Если страх преследует нас уже в школе, не приходится удивляться тому, что нам невероятно сложно отключить в себе этого внутреннего критика во взрослом возрасте. В корейском дзен-буддизме вера в пользу движения в сторону от уже известного описывается выражением, которое буквально означает «незнающий мозг». Креативным людям крайне важно иметь подобный «незнающий мозг» – то есть открываться будущему, как это делают дети. А в японском дзене идея отказа от ограничений уже известного нам выражается словосочетанием «мышление новичка». Люди годами практикуются в его обретении и сохранении.

Основатели новой компании должны обладать «мышлением стартапа» – менталитетом новичка, открытого ко всему. В конце концов, что им терять (и порой с течением лет они с завистью воспоминают это время)? Но когда компания становится успешной, ее руководители часто отказываются от менталитета стартапа, так как считают, что теперь уж наверняка знают, что им нужно делать. Они больше не хотят быть новичками. Возможно, это стремление и присуще человеческой природе, но ему надо сопротивляться. Отказываясь от мышления новичка, вы начинаете заниматься повторами. Иными словами, попытка избежать неудачи лишь повышает ее вероятность.

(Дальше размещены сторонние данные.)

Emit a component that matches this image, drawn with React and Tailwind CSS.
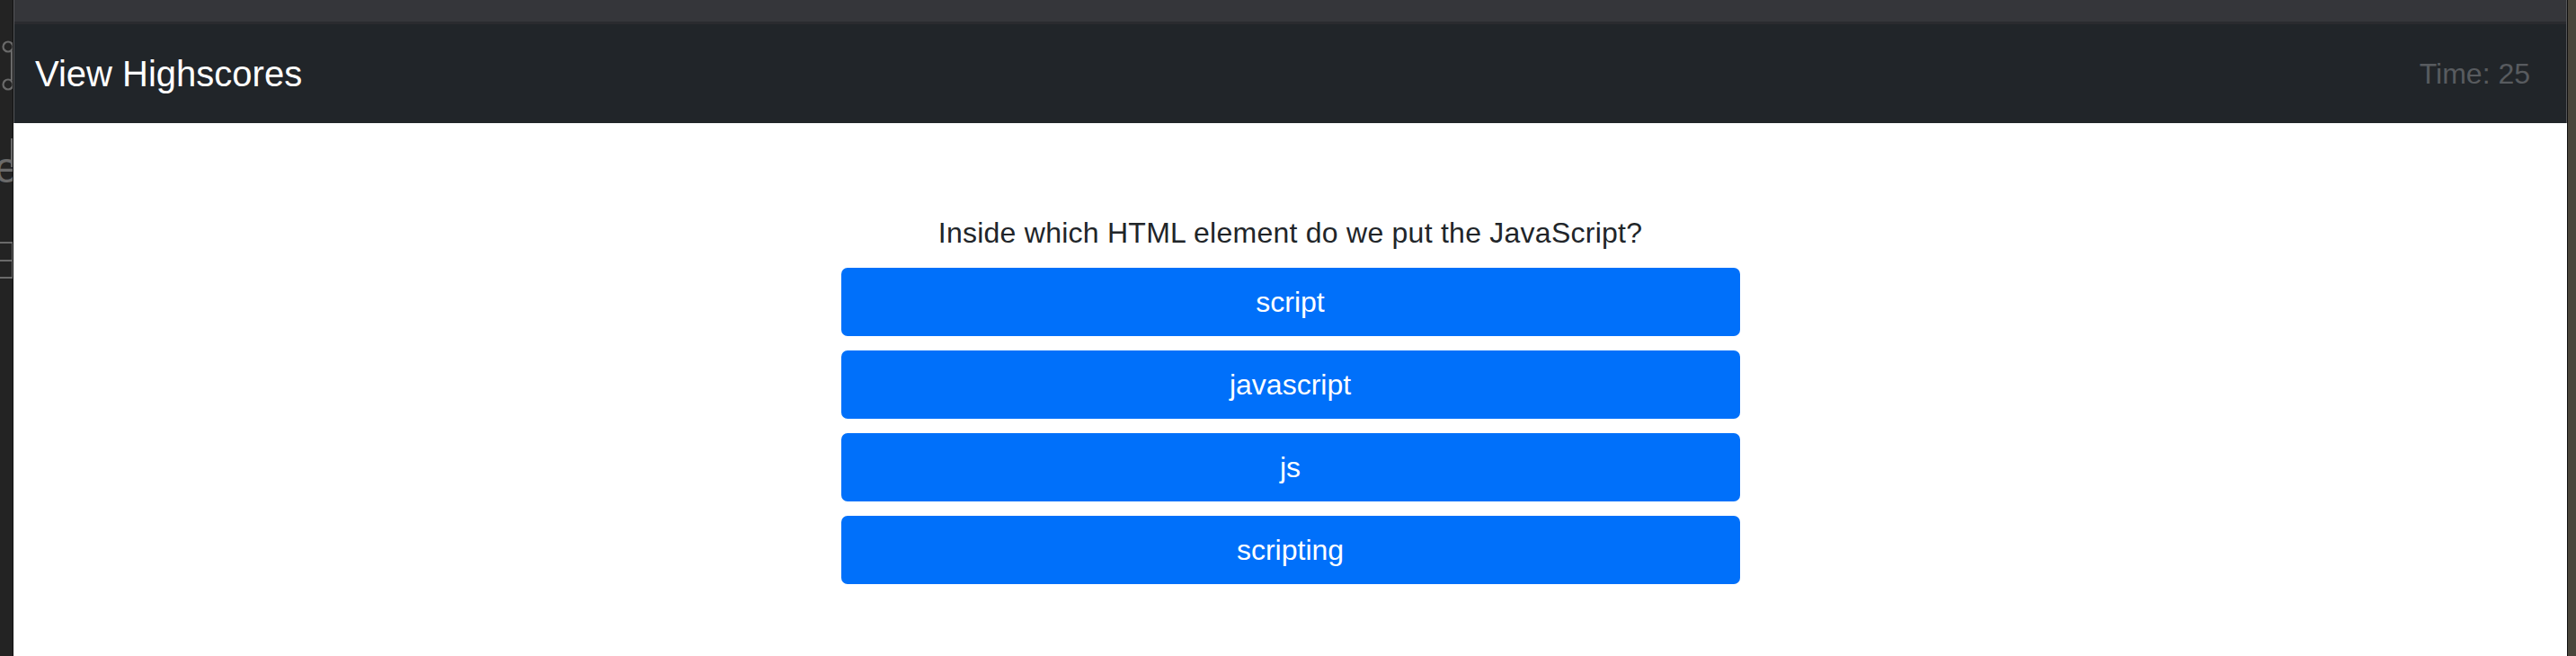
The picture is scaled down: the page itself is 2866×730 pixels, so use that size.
import { useState } from 'react'

const question = {
  title: 'Inside which HTML element do we put the JavaScript?',
  choices: ['script', 'javascript', 'js', 'scripting'],
}

function SideDock() {
  return (
    <div className="w-[15px] shrink-0 bg-[#232323] border-r border-[#111111] overflow-hidden">
      <svg width="15" height="730" viewBox="0 0 15 730" fill="none">
        {/* clipped editor icons peeking out from behind the window */}
        <circle cx="9" cy="52" r="5.5" stroke="#6a6a6a" strokeWidth="2.2" />
        <circle cx="9" cy="94" r="5.5" stroke="#6a6a6a" strokeWidth="2.2" />
        <path d="M13 57 V89" stroke="#6a6a6a" strokeWidth="2.2" />
        <text x="-6" y="203" fill="#6a6a6a" fontSize="48" fontFamily="Liberation Sans, sans-serif">
          e
        </text>
        <path d="M13 154 V186" stroke="#6a6a6a" strokeWidth="2" />
        <rect x="-2" y="270" width="16" height="39" stroke="#6a6a6a" strokeWidth="2" />
        <path d="M0 290 H14" stroke="#6a6a6a" strokeWidth="2" />
      </svg>
    </div>
  )
}

export default function App() {
  const [time] = useState(25)

  return (
    <div className="flex h-[730px] w-full overflow-hidden bg-[#232323] font-['Liberation_Sans',Arial,sans-serif]">
      <SideDock />

      <div className="flex-1 flex flex-col bg-white">
        {/* browser chrome + navbar */}
        <div className="border-x border-[#56575a]">
          <div className="h-[24px] bg-[#35363a]" />
          <nav className="h-[113px] bg-[#212529] border-t-[3px] border-[#2a2b2f] flex items-center justify-between pl-[23px] pr-[40px]">
            <a className="text-[40px] leading-[60px] text-white">View Highscores</a>
            <span className="text-[32px] leading-[48px] text-[#585b5f]">Time: {time}</span>
          </nav>
        </div>

        <main className="flex flex-col items-center pt-[98px]">
          <p className="text-[32px] leading-[48px] tracking-[0.25px] text-[#212529]">{question.title}</p>
          <div className="mt-[15px] w-[1000px] flex flex-col gap-[16px]">
            {question.choices.map((choice) => (
              <button
                key={choice}
                className="h-[76px] w-full rounded-[7px] bg-[#0070fa] text-[32px] leading-[48px] text-white"
              >
                {choice}
              </button>
            ))}
          </div>
        </main>
      </div>

      <div className="w-[10px] shrink-0 bg-[#4a453b] border-l border-[#111111]" />
    </div>
  )
}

Очень важно обращать внимание на настоящий момент и не позволять мыслям и идеям о прошлом и будущем мешать вашему видению. Почему? Только так вы сможете понять точку зрения других людей, начать доверять им – и, что еще более важно, слушать их. У вас появится желание экспериментировать, с большей охотой заниматься проектами, даже если они закончатся неудачей. Мышление новичка помогает нам разобраться со своим самосознанием и создать собственную петлю обратной связи, при которой, присматриваясь к окружающему миру, мы еще больше оттачиваем свою наблюдательность. Но для творческого успеха вы должны от чего-то оказаться. Как заметил однажды композитор Филип Гласс: «Главная проблема состоит не в том, чтобы найти собственный голос, а в том чтобы избавиться от него».